The monument, which supporters believe would cost between $50,000 and $100,000, would rest on the side of a house at the corner of Read and Tyson streets, on the western fringe of Mount Vernon. The actual scene, according to those who were there, was shot on a lot alongside a house in the 800 block of Tyson St., where Pat Moran — a long-standing member of the Waters troupe, known collectively as the Dreamlanders — was living at the time. The proposed site is actually across the street from the house, at a location (a blank wall) its designers thought would work better.

"This is the location," Makarovich said of the site. "We are trying to avoid saying it's the exact spot."

Wherever it ends up, the Divine Monument (which is what it's being called on its website, divinemonument.com) will certainly rank among Baltimore's most distinctive tourist attractions. Even in a city that already has a tombstone with a Ouija board carved on its back (to mark the grave of Elijah Bond, who first patented the mystical talking board) and a huge statue outside its railroad station that is both male and female, a Divine Monument would still stand out.

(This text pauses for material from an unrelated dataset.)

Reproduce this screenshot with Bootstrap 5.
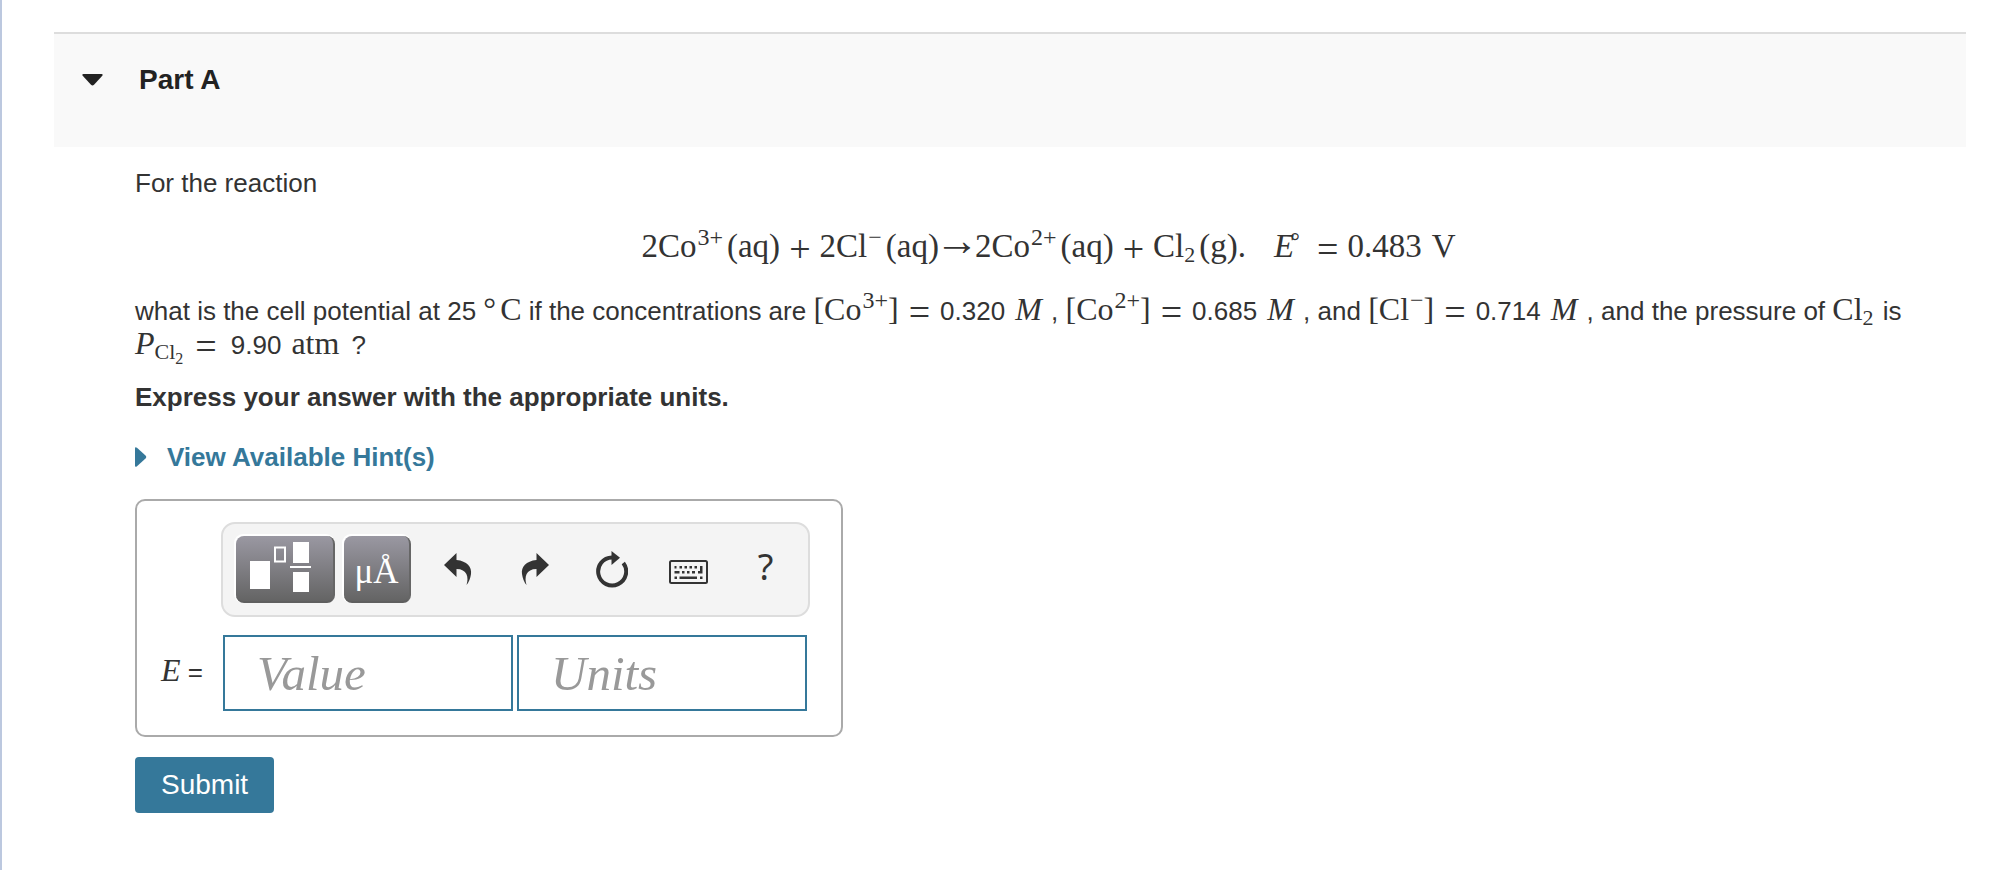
<!DOCTYPE html>
<html lang="en">
<head>
<meta charset="utf-8">
<meta name="viewport" content="width=device-width, initial-scale=1">
<title>Part A</title>
<link rel="stylesheet" href="https://cdn.jsdelivr.net/npm/bootstrap@5.3.0/dist/css/bootstrap.min.css">
<style>
body{font-family:"Liberation Sans",Arial,sans-serif;font-size:26px;line-height:34px;color:#333}
.page-frame{border-left:2px solid #bcc8df;min-height:100vh;padding:32px 44px 40px 52px}
.part-header{background:#f9f9f9;border-top:2px solid #ddd;height:115px;padding:28px 28px 0}
.part-toggle{color:#222;font-size:28px;line-height:36px;font-weight:700;gap:36px}
.part-body{padding:19px 4px 0 81px}
.tex{font-family:"Liberation Serif","Times New Roman",serif;font-size:32px;line-height:30px;white-space:nowrap}
.tex sup,.tex sub{position:static;font-size:24px;line-height:0}
.tex sup{vertical-align:12px;margin-left:1px}
.tex sub{vertical-align:-5px;font-size:22px}
.tex sub sub{vertical-align:-5px;font-size:16px}
.tex .degree{font-size:24px;vertical-align:8px;margin-left:-4px}
.op{font-size:38px;line-height:0;margin:0 10px;vertical-align:-5px}
.arrow{font-size:44px;line-height:0;margin:0 -4px;vertical-align:2px}
.num{font-family:"Liberation Sans",Arial,sans-serif;font-size:26px}
.g1{margin-left:4px}.g2{margin-left:10px}.g3{margin-left:28px}.r1{margin-right:2px}
.equation{font-size:33px;margin:31px 0 33px}
.equation .op{margin:0 9px}
.question{margin-bottom:18px}
.hint-link{color:#35789a;gap:20px;margin-top:26px;margin-bottom:25px}
.answer-box{border:2px solid #aaa;border-radius:10px;max-width:708px;padding:21px 31px 24px 20px}
.label-col{width:64px}
.toolbar-box{background:#f4f4f4;border:2px solid #ddd;border-radius:14px;height:95px;padding:0 4px 0 13px}
.tile{border:0;padding:0;height:67px;border-radius:8px;background:linear-gradient(#9a98a2,#646464);box-shadow:-1px -1px 0 1px #fff;border-right:2px solid #666;border-bottom:2px solid #5f5f5f;color:#fff}
.tile-wide{width:99px;margin-right:9px}
.tile-unit{width:67px;font-family:"Liberation Serif",serif;font-size:35px;padding-top:6px}
.tool{border:0;padding:0;background:none;color:#333;width:77px;height:67px}
.help-mark{font-family:"Noto Sans",sans-serif;font-size:36px;padding-bottom:6px}
.fields{margin:2px 3px 0 2px}
.answer-field{border:2px solid #35789a;border-radius:0;height:76px;padding:0 32px;font:italic 49px "Liberation Serif",serif;color:#333}
.answer-field::placeholder{color:#999;opacity:1}
.submit-btn{background:#35789a;color:#fff;border:0;border-radius:4px;font-size:28px;line-height:36px;padding:10px 26px;margin-top:20px}
.submit-btn:hover{background:#2b6380;color:#fff}
</style>
</head>
<body>
<main class="page-frame">
  <header class="part-header">
    <button class="part-toggle btn p-0 border-0 rounded-0 d-flex align-items-center" type="button" aria-expanded="true">
      <svg width="21" height="12" viewBox="0 0 21 12" aria-hidden="true"><path d="M1.500 0h18q1.800.2.8 1.700L12 10.800q-1.500 1.500-3 0L.7 1.700Q-.3.2 1.500 0Z" fill="#222"/></svg>
      <span>Part A</span>
    </button>
  </header>
  <section class="part-body">
    <p class="m-0">For the reaction</p>
    <div class="equation tex text-center">2Co<sup>3+</sup><span class="g1">(aq)</span><span class="op">+</span>2Cl<sup>−</sup><span class="g1">(aq)</span><span class="arrow">→</span>2Co<sup>2+</sup><span class="g1">(aq)</span><span class="op">+</span>Cl<sub>2</sub><span class="g1">(g).</span><i class="g3">E</i><sup class="degree">°</sup> <span class="op">=</span>0.483<span class="g2">V</span></div>
    <p class="question">what is the cell potential at 25 <span class="tex">°<span class="g1">C</span></span> if the concentrations are <span class="tex">[Co<sup>3+</sup>]<span class="op">=</span><span class="num">0.320</span><i class="g2 r1">M</i></span> , <span class="tex">[Co<sup>2+</sup>]<span class="op">=</span><span class="num">0.685</span><i class="g2 r1">M</i></span> , and <span class="tex">[Cl<sup>−</sup>]<span class="op">=</span><span class="num">0.714</span><i class="g2 r1">M</i></span> , and the pressure of <span class="tex r1">Cl<sub>2</sub></span> is <span class="tex"><i>P</i><sub class="r1">Cl<sub>2</sub></sub><span class="op">=</span><span class="num g1">9.90</span><span class="g2">atm</span> <span class="num g1">?</span></span></p>
    <p class="fw-bold m-0">Express your answer with the appropriate units.</p>
    <a class="hint-link fw-bold text-decoration-none d-flex align-items-center" href="#hints">
      <svg width="12" height="20" viewBox="0 0 12 20" aria-hidden="true"><path d="M0 1.500Q0-.7 2 .8L10.500 8.500Q12 10 10.500 11.500L2 19.200Q0 20.700 0 18.500Z" fill="#35789a"/></svg>
      <span>View Available Hint(s)</span>
    </a>
    <form>
      <div class="answer-box">
        <div class="d-flex">
          <div class="label-col flex-shrink-0"></div>
          <div class="toolbar-box flex-grow-1 d-flex align-items-center" role="toolbar" aria-label="Math tools">
            <button class="tile tile-wide" type="button" aria-label="Templates">
              <svg class="d-block" width="97" height="65" viewBox="0 0 97 65" aria-hidden="true"><g fill="#fff"><path d="M14 25h20v28H14zM57 6h16v21H57zM54 30h21v2H54zM57 36h16v20H57z"/></g><path d="M39 11.500h10v14H39z" fill="none" stroke="#fff" stroke-width="2"/></svg>
            </button>
            <button class="tile tile-unit" type="button" aria-label="Units symbols">μÅ</button>
            <button class="tool ms-2" type="button" aria-label="Undo"><svg width="28" height="35" viewBox="0 0 28 35" aria-hidden="true"><path d="M0 12 12.500 0v7C23 8 28 14 27 21Q26 28 22.500 32C25 24 23 16 12.500 16v8Z" fill="currentColor"/></svg></button>
            <button class="tool" type="button" aria-label="Redo"><svg width="28" height="35" viewBox="0 0 28 35" aria-hidden="true"><path d="M28 12 15.500 0v7C5 8 0 14 1 21Q2 28 5.500 32C3 24 5 16 15.500 16v8Z" fill="currentColor"/></svg></button>
            <button class="tool" type="button" aria-label="Reset"><svg width="32" height="37" viewBox="0 0 32 37" aria-hidden="true"><path d="M16 6.500A14 14 0 1 0 27.300 12" fill="none" stroke="currentColor" stroke-width="4"/><path d="M15.500 0 24 6.800 15.500 14Z" fill="currentColor"/></svg></button>
            <button class="tool" type="button" aria-label="Keyboard"><svg width="39" height="24" viewBox="0 0 39 24" aria-hidden="true"><rect x="1" y="1" width="37" height="22" rx="1.500" fill="none" stroke="currentColor" stroke-width="2"/><path d="M5.500 6h2v2.500h-2zM10.500 6h2.500v2.500h-2.500zM15.500 6h2.500v2.500h-2.500zM20.500 6h2.500v2.500h-2.500zM25.500 6h2.500v2.500h-2.500zM31 6h2.500v7.500H29V11h2zM5.500 11h5v2.500h-5zM13 11h2.500v2.500H13zM18 11h2.500v2.500H18zM23 11h3v2.500h-3zM5.500 16.500h2.500V19H5.500zM10.500 16.500h17.500V19H10.500zM31 16.500h2.500V19H31z" fill="currentColor"/></svg></button>
            <button class="tool help-mark" type="button" aria-label="Help">?</button>
          </div>
        </div>
        <div class="d-flex align-items-center mt-3">
          <label class="label-col flex-shrink-0" for="value"><span class="tex"><i class="g1">E</i></span> =</label>
          <div class="fields d-flex flex-grow-1 gap-1">
            <input class="answer-field form-control" id="value" type="text" placeholder="Value">
            <input class="answer-field form-control" id="units" type="text" placeholder="Units" aria-label="Units">
          </div>
        </div>
      </div>
      <button class="submit-btn btn" type="submit">Submit</button>
    </form>
  </section>
</main>
<script src="https://cdn.jsdelivr.net/npm/bootstrap@5.3.0/dist/js/bootstrap.bundle.min.js"></script>
</body>
</html>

"I was looking to celebrate the offbeat quality the city has," said Baltimore County-based David Hess, who designed the monument with help from Sebastian Martorana, an artist whose work in marble has been exhibited at the Baltimore Museum of Art. Hess, too, is an accomplished artist, with works on display at the Baltimore Museum of Industry, the American Visionary Art Museum and Baltimore-Washington International Thurgood Marshall Airport.

Rawlings-Blake isn't the only city official whose interest is piqued by the idea. By all accounts, members of the art commission, which must approve such a monument, went all-in for the idea when it was presented to them. If approved, the Baltimore Office of Promotion & the Arts will work with the group to obtain any permits or other permission required, said Ryan Patterson, public art administrator for BOPA.

For good or ill, John Waters has helped put Baltimore on the cultural map, noted commission member Elissa Blount Moorehead. Perhaps the time has come to visibly embrace and celebrate that fact.

"I was offended that it hadn't happened sooner," said Moorehead, a transplanted New Yorker who believes a monument to Divine, Waters, et. al., "is great for a number of reasons.

"John Waters is one of the few artists that has stuck around [Baltimore], sort of culturally as well as metaphysically," she said. "He's left a legacy that created a whole genre. … He sort of incorporated good and bad parts of its identity into the work, and then made that a genre the whole world knows about."

As for the monument itself, she said, although they have yet to take a formal position on the proposal, "the commissioners seemed rather happy and excited that someone was taking it on."

The group is next scheduled to appear before the commission at its Feb. 17 meeting, Patterson said.

Michael Pugh, owner of the building on which the monument would rest, did not respond to repeated phone calls, an email or a note left on the property this week by The Sun. He is included among the group members profiled on the divinemonument.com website and supports the proposal, Makarovich said.

Representatives for the estate of the late actor, who died of a heart attack in 1988, offered their unqualified support.

"We are glad to help raise awareness and support for a Divine Monument any way we can," Noah Brodie, chief executive officer of Divine Official Enterprises, LLC, wrote in an email. Added Donna Cocco, the group's chief financial officer, "I know my cousin Divine would have been thrilled to see the continued interest in his persona."

Divine, born Harris Glenn Milstead and raised in Towson and Lutherville, truly did eat the pile of stuff he is seen onscreen eating. He was a mainstay in Waters' early films (up through 1988's "Hairspray") and enjoyed an international career as a disco singer and drag queen.

But he grew tired of the infamy he derived from that single scene, many of his close friends, including Waters, have said.

Waters said that such a monument would at least prove city officials have a sense of humor. In an email, he said, "I'm not even sure how Divine would feel about it if he was alive although I'm sure he'd love some sort of public monument."

Moran, now an Emmy-winning casting director, has a connection to the scene that goes beyond location — it was her dog, a Puli named Nazzi (short for Nazimova, after a silent-film actress), who produced Divine's meal.

"I suppose every neighborhood can have something in it that deserves a plaque," she said, offering at-best lukewarm support for the proposed monument, "It does hold a place in cinematic history. However, there are other places that do as well, and other things."

Still, it's hard to deny the scene's infamy, or the determination of those looking to memorialize it. "I think it's really cool," said Martorana. "It's a great opportunity to create something that is about the cultural fabric of the city."

Among the group pushing for the monument is Steve Yeager, a teacher and filmmaker whose short film promoting the project will be part of a Kickstarter fundraising campaign to be launched in the next week or so. Plans call for the monument to be up before Artscape, which runs July 15-17. Its proponents promise a big-time celebration to mark the unveiling.

"John always says that Divine hated talking about it; he just really did," said Yeager, who teaches acting at Towson University and directed a prize-winning documentary, "Divine Trash," on the making of Waters' 1972 film. "But notoriety is notoriety. He did it. It's there. I can't imagine he would be that upset."